2.2. The complainant submitted that he was discriminatorily treated by the respondent who issued him with a contract of employment, health and safety documentation in English.
2.3. The complainant stated that while he spoke good English it would not have been as fluent in 2005. He only signed his contract of employment because he believed that he would not have otherwise been able to work.
3. Case for the respondent
3.1. The respondent submitted that the issue of the contract of employment is out of time as it was issued to the complainant in November in 2005.
3.2. The respondent refuted any claims of discrimination. The respondent accepted that the complainant received a contract of employment and all other documentation in English. This is the case with all employees, regardless of nationality.

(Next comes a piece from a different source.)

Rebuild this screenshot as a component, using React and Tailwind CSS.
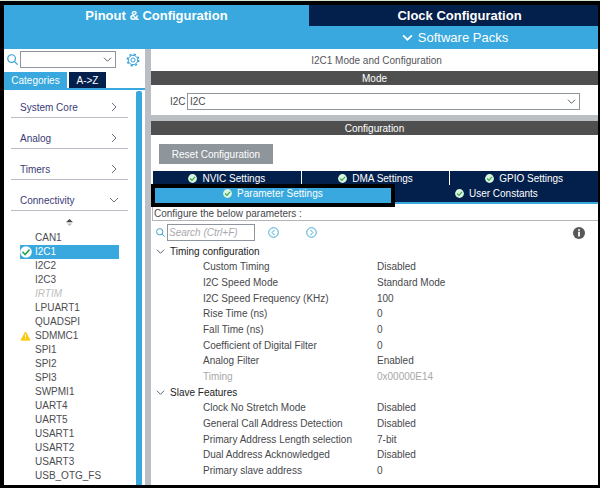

3.2. The respondent submitted that the complainant was a good and reliable employee who spoke good English.
4. Conclusion of the equality officer
4.1. In evaluating the evidence before me, I must first consider whether the complainant has established a prima facie case pursuant to Section 85A of the Employment Equality Acts 1998 to 2008. The Labour Court has held consistently that the facts from which the occurrence of discrimination may be inferred must be of 'sufficient significance' before a prima facie case is established and the burden of proof shifts to the respondent. Mere speculation or assertions, unsupported by evidence, cannot be elevated to a factual basis upon which an inference of discrimination can be drawn. The Labour Court elaborated on the interpretation of section 85A in Melbury v. Valpeters EDA/0917 where it stated that section 85A: "places the burden of establishing the primary facts fairly and squarely on the Complainant and the language of this provision admits of no exceptions to that evidential rule".
4.2. The preliminary objection concerning the issue of time limits. The Acts clearly impose requirements concerning the referral of a claim for redress. Section 77 governs this area and in circumstances concerning an occurrence of discriminatory treatment requires a complainant to make a referral within 6 months from the date of occurrence of discrimination (12 months on application to the Director or the Circuit Court in cases where there is reasonable cause). The Acts do also allow for investigation extending longer periods where the complainant can establish the treatment to be on-going discrimination. Section 77(6A)(a)(ii) provides that in circumstances where discrimination arises by virtue of contract, discrimination occurs throughout the duration of the contract. I have been provided with no evidence to suggest that the terms of the contract were discriminatory. However, bearing in mind the purpose of these Acts and the language set out in section 6, I am satisfied that provided that the complainant can show facts from which an inference of discrimination can be drawn, a contract of employment issued in a language not understood by the complainant may, in certain circumstances, constitute on-going discrimination. I am therefore satisfied that I have the jurisdiction to hear the facts of this case and issue a decision accordingly.
4.2. The complainant submitted that he was treated less favourably by the respondent and the Tribunal was asked to infer such treatment merely because of the complainant's nationality. Such an approach is incorrect in law. It is clear that there is no explicit legal obligation to provide non-national employees whose native language is not English or Irish with terms of employment in their native language. The complainant's employment, which lasted over 4 years, was entirely uneventful in that the complainant could not provide any evidence of facts from which adverse treatment could be inferred. The Tribunal was invited to merely draw an inference of discrimination without credible evidence on the race ground from the mere assertion that a foreign worker was treated badly. Such an approach is insufficient to raise a prima facie case.
5.1. Having investigated the above complaints, I hereby make the following decision in accordance with section 79(6) of the Employment Equality Acts:
5.2. I find that the complainant has failed to establish a prima facie case of discrimination on the race ground. Therefore, the case fails.